On Friday afternoon, the Australian dollar eked out slight gains to trade at $0.7101 at 2:55 p.m. HK/SIN, up from an earlier low of $0.7081. Local coal stocks mostly sold off. Shares of BHP fell 0.42 percent, Whitehaven retraced losses to gain 0.66 percent, Yancoal declined 2.8 percent and New Hope Group tumbled 3.55 percent.
Market speculation suggests Thursday's report may be a reflection of strains in the political and trade relationship between Australia and China in recent times, Ivan Colhoun, chief economist for markets at the National Australia Bank, said in a note. He added that the reported ban would affect a relatively small portion of the country's coal exports.
Last year, Australia banned Chinese telecommunication companies Huawei and ZTE from selling 5G technology equipment in the country, citing national security concerns.
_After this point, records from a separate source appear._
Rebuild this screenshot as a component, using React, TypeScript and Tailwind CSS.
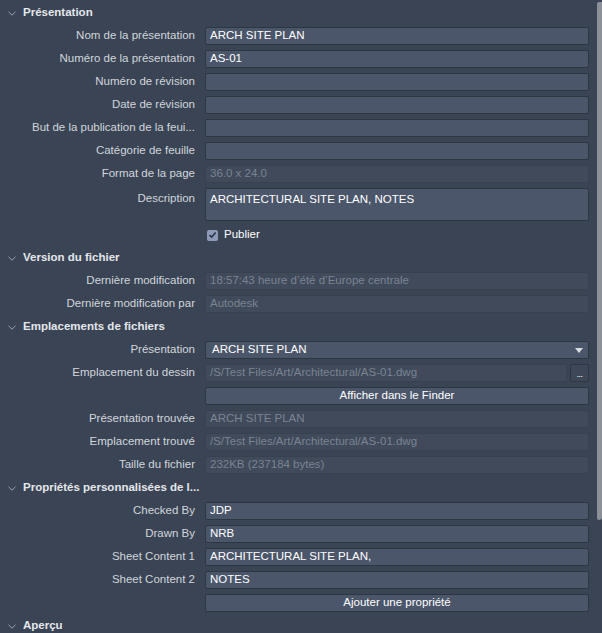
import React from "react";

const FONT = { fontFamily: '"Liberation Sans", Arial, sans-serif' };

function Chevron() {
  return (
    <svg width="8" height="5" viewBox="0 0 8 5" className="ml-[8px] mr-[7px]">
      <path d="M0.5 0.8 L4 4.2 L7.5 0.8" fill="none" stroke="#9aa2ad" strokeWidth="1" />
    </svg>
  );
}

function Header({ title }: { title: string }) {
  return (
    <div className="flex h-[18px] items-center">
      <Chevron />
      <span className="text-[11.5px] font-bold text-[#e4e7eb]">{title}</span>
    </div>
  );
}

function Label({ text }: { text: string }) {
  return (
    <div className="w-[195px] shrink-0 pr-0 text-right text-[11.5px] text-[#d2d6dc] whitespace-nowrap">
      {text}
    </div>
  );
}

function Row({ label, children, tall }: { label: string; children?: React.ReactNode; tall?: boolean }) {
  return (
    <div className={`flex ${tall ? "h-[33px] items-start" : "h-[18px] items-center"} gap-[10px] pr-[13px]`}>
      <div className={tall ? "pt-[2px]" : ""}>
        <Label text={label} />
      </div>
      {children}
    </div>
  );
}

function Field({ value, tall }: { value?: string; tall?: boolean }) {
  return (
    <div
      className={`flex-1 ${tall ? "h-[33px] items-start pt-[2px]" : "h-[18px] items-center"} flex rounded-[2px] border border-[#2d3741] bg-[#4b566a] px-[4px] text-[11.5px] text-white whitespace-nowrap overflow-hidden`}
    >
      {value}
    </div>
  );
}

function Disabled({ value }: { value?: string }) {
  return (
    <div className="flex h-[18px] flex-1 items-center overflow-hidden whitespace-nowrap rounded-[2px] border border-[#38424f] bg-[#404a5b] px-[4px] text-[11.5px] text-[#7b8392]">
      {value}
    </div>
  );
}

function Button({ text }: { text: string }) {
  return (
    <div className="flex h-[18px] flex-1 items-center justify-center rounded-[2px] border border-[#2d3741] bg-[#4b566a] text-[11.5px] text-white">
      {text}
    </div>
  );
}

export default function App() {
  return (
    <div className="relative h-[633px] w-[602px] overflow-hidden bg-[#3a4454]" style={FONT}>
      <div className="flex flex-col gap-[5px] pt-[4px]">
        <Header title="Présentation" />
        <Row label="Nom de la présentation"><Field value="ARCH SITE PLAN" /></Row>
        <Row label="Numéro de la présentation"><Field value="AS-01" /></Row>
        <Row label="Numéro de révision"><Field /></Row>
        <Row label="Date de révision"><Field /></Row>
        <Row label="But de la publication de la feui..."><Field /></Row>
        <Row label="Catégorie de feuille"><Field /></Row>
        <Row label="Format de la page"><Disabled value="36.0 x 24.0" /></Row>
        <Row label="Description" tall><Field value="ARCHITECTURAL SITE PLAN, NOTES" tall /></Row>
        <div className="flex h-[18px] items-center pl-[207px]">
          <div className="flex h-[11px] w-[11px] items-center justify-center rounded-[2px] bg-[#8e9ab8]">
            <svg width="9" height="8" viewBox="0 0 9 8">
              <path d="M1.5 4.2 L3.6 6.2 L7.6 1.4" fill="none" stroke="#2a3140" strokeWidth="1.6" />
            </svg>
          </div>
          <span className="ml-[6px] text-[11.5px] text-white">Publier</span>
        </div>

        <Header title="Version du fichier" />
        <Row label="Dernière modification"><Disabled value="18:57:43 heure d’été d’Europe centrale" /></Row>
        <Row label="Dernière modification par"><Disabled value="Autodesk" /></Row>

        <Header title="Emplacements de fichiers" />
        <Row label="Présentation">
          <div className="relative flex h-[18px] flex-1 items-center rounded-[2px] border border-[#2d3741] bg-[#4b566a] px-[6px] text-[11.5px] text-white">
            ARCH SITE PLAN
            <svg width="8" height="5" viewBox="0 0 8 5" className="absolute right-[5px] top-[6px]">
              <path d="M0 0 L8 0 L4 5 Z" fill="#d8dce2" />
            </svg>
          </div>
        </Row>
        <Row label="Emplacement du dessin">
          <div className="flex flex-1 gap-[3px]">
            <Disabled value="/S/Test Files/Art/Architectural/AS-01.dwg" />
            <div className="flex h-[18px] w-[19px] items-center justify-center rounded-[2px] border border-[#2d3741] bg-[#3d4757] text-[9px] leading-none text-white">
              <span className="mt-[2px] tracking-[-0.5px]">...</span>
            </div>
          </div>
        </Row>
        <Row label=""><Button text="Afficher dans le Finder" /></Row>
        <Row label="Présentation trouvée"><Disabled value="ARCH SITE PLAN" /></Row>
        <Row label="Emplacement trouvé"><Disabled value="/S/Test Files/Art/Architectural/AS-01.dwg" /></Row>
        <Row label="Taille du fichier"><Disabled value="232KB (237184 bytes)" /></Row>

        <Header title="Propriétés personnalisées de l..." />
        <Row label="Checked By"><Field value="JDP" /></Row>
        <Row label="Drawn By"><Field value="NRB" /></Row>
        <Row label="Sheet Content 1"><Field value="ARCHITECTURAL SITE PLAN," /></Row>
        <Row label="Sheet Content 2"><Field value="NOTES" /></Row>
        <Row label=""><Button text="Ajouter une propriété" /></Row>

        <Header title="Aperçu" />
      </div>
      <div className="absolute right-0 top-[2px] h-[518px] w-[5px] rounded-l-[2px] rounded-br-[3px] bg-[#8c9099]" />
    </div>
  );
}
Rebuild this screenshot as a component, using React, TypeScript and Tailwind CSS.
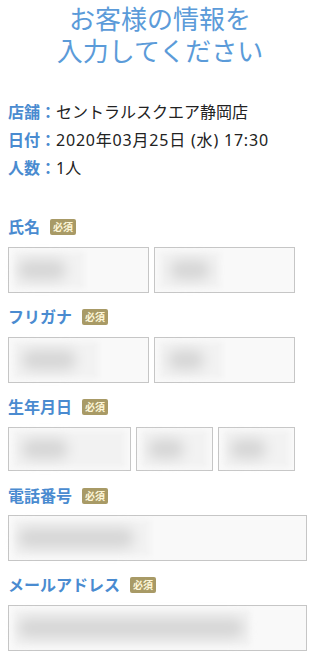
import React from 'react';

const Badge: React.FC = () => (
  <span className="ml-[10px] inline-flex h-[16px] w-[26px] items-center justify-center rounded-[2px] bg-[#a89a66] text-[10px] font-bold leading-none text-[#fdf6d8]">
    必須
  </span>
);

const Label: React.FC<{ text: string }> = ({ text }) => (
  <div className="flex h-[24px] items-center">
    <span className="text-[16px] font-bold leading-[24px] text-[#4a8bd0]">{text}</span>
    <Badge />
  </div>
);

// blurred placeholder content inside a box
const Field: React.FC<{ box: string; blob: string; dark: string }> = ({ box, blob, dark }) => (
  <div className={`flex items-center border border-[#c6c6c6] bg-[#f9f9f9] px-[5px] ${box}`}>
    <div className={`flex h-[36px] items-center bg-[#f2f2f2] blur-[2px] ${blob}`}>
      <div className={`h-[20px] rounded-full bg-[#d6d6d6] blur-[6px] ${dark}`} />
    </div>
  </div>
);

const App: React.FC = () => {
  return (
    <div className="min-h-[653px] w-[320px] bg-white font-['Noto_Sans','Noto_Sans_CJK_JP',sans-serif] text-[#222]">
      <h1 className="pt-[2px] text-center font-['Noto_Sans_CJK_JP',sans-serif] text-[26px] font-normal leading-[32px] text-[#5b9bd9]">
        お客様の情報を
        <br />
        入力してください
      </h1>

      <div className="mt-[32px] px-[8px] text-[16px] leading-[28px]">
        <p>
          <span className="font-bold text-[#4a8bd0]">店舗：</span>セントラルスクエア静岡店
        </p>
        <p>
          <span className="font-bold text-[#4a8bd0]">日付：</span>
          <span className="tracking-[0.8px]">2020年03月25日 (水) 17:30</span>
        </p>
        <p>
          <span className="font-bold text-[#4a8bd0]">人数：</span>1人
        </p>
      </div>

      <div className="mt-[33px] px-[8px]">
        <Label text="氏名" />
        <div className="mt-[8px] flex gap-[5px]">
          <Field box="h-[46px] w-[141px]" blob="w-[70px]" dark="ml-[4px] w-[48px]" />
          <Field box="h-[46px] w-[141px]" blob="w-[60px]" dark="ml-[10px] w-[40px]" />
        </div>

        <div className="mt-[12px]">
          <Label text="フリガナ" />
        </div>
        <div className="mt-[8px] flex gap-[5px]">
          <Field box="h-[46px] w-[141px]" blob="w-[84px]" dark="ml-[8px] w-[54px]" />
          <Field box="h-[46px] w-[141px]" blob="w-[62px]" dark="ml-[8px] w-[36px]" />
        </div>

        <div className="mt-[12px]">
          <Label text="生年月日" />
        </div>
        <div className="mt-[8px] flex gap-[5px]">
          <Field box="h-[44px] w-[123px]" blob="w-[113px]" dark="ml-[8px] w-[46px]" />
          <Field box="h-[44px] w-[77px]" blob="w-[67px]" dark="ml-[6px] w-[36px]" />
          <Field box="h-[44px] w-[77px]" blob="w-[67px]" dark="ml-[6px] w-[36px]" />
        </div>

        <div className="mt-[13px]">
          <Label text="電話番号" />
        </div>
        <div className="mt-[7px]">
          <Field box="h-[46px] w-[299px]" blob="w-[136px]" dark="ml-[4px] w-[116px]" />
        </div>

        <div className="mt-[12px]">
          <Label text="メールアドレス" />
        </div>
        <div className="mt-[8px]">
          <Field box="h-[46px] w-[299px]" blob="w-[236px]" dark="ml-[4px] w-[226px]" />
        </div>
      </div>
    </div>
  );
};

export default App;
More recently, Australia rescinded the visa of a prominent Chinese businessman.
Colhoun pointed to data from the Australian Bureau of Statistics, which showed that in 2018, the country exported about 386 million tonnes of thermal and coking coal — the latter is a key component in steel production. Exports to China accounted for 22 percent of the total and Dalian port received only 1.8 percent of Australia's total coal exports, according to the bureau.
"At 1.8 (percent) of Australia's total thermal and coking coal exports, the Dalian move is small. If it were to extend to all Australian coal exports to China it would be a bigger issue for the coal market, but would still be relatively small as a share of total exports," Colhoun said, adding local producers could just sell their products elsewhere on the global market.
Still, he said, it may have a major impact on the domestic economy if the ban signaled the start of deteriorating trade and political ties between Canberra and Beijing.
Officials from both countries downplayed suggestions of a worsening bilateral relationship.
Australia's Prime Minister Scott Morrison, Treasurer Josh Frydenberg and Reserve Bank Governor Philip Lowe warned against jumping to premature conclusions over the ban.
When asked if the Dalian move was related to increasing tensions, a spokesman at China's foreign ministry said customs were inspecting and testing coal imports for safety and quality, according to Reuters.
The narrative that China is only tinkering with its coal policy, like it has done previously, is beginning to lose credibility since the ban appears to be particular to Australia, according to Vivek Dhar, associate director for mining and energy commodities at the Commonwealth Bank.
"The targeting of Australian coal raises the concern that political motives could be at play. If the import ban on coal spreads across China, we could see Australia's export volumes and realised coal prices come under significant pressure," Dhar wrote in a morning note.
He added that it's unlikely the ban on Australian coal will be sustainable beyond a few weeks or months because of its impact on China's steel mills as they struggle to find viable alternatives in the short- and medium-term.
"Not only are Chinese steel mill margins weak, but iron ore prices are surging exactly when construction season is set to begin following the Chinese New Year period," he said. "Australian thermal and coking coal is higher quality than other available varieties, usually resulting in stronger productivity and lower emissions for end users."
Such a ban would also push domestic prices higher in China.
Short-term replacements for banned Australian coal would be hard to find domestically and ultimately, Chinese steel makers would see much costlier coke blends, according to Robin Griffin, research director at global consultancy Wood Mackenzie.
That said, some analysts questioned the veracity of the Reuters report, suggesting that recent restrictions and quotas on Chinese coal imports "have been misconstrued."
"Our channel checks so far suggest while there are delays in getting imported coal, it is still getting through. This has been confirmed by our own conversations with buyers in China," Daniel Hynes and Soni Kumari from ANZ wrote in a note.
These restrictions are not new, according to the analysts.
"Chinese authorities have been adjusting import quotas for some time, in an effort to balance domestic and international coal consumption. The restrictions have been in place for several months now, as inventories and prices spreads have been hurting Chinese domestic producers," they said.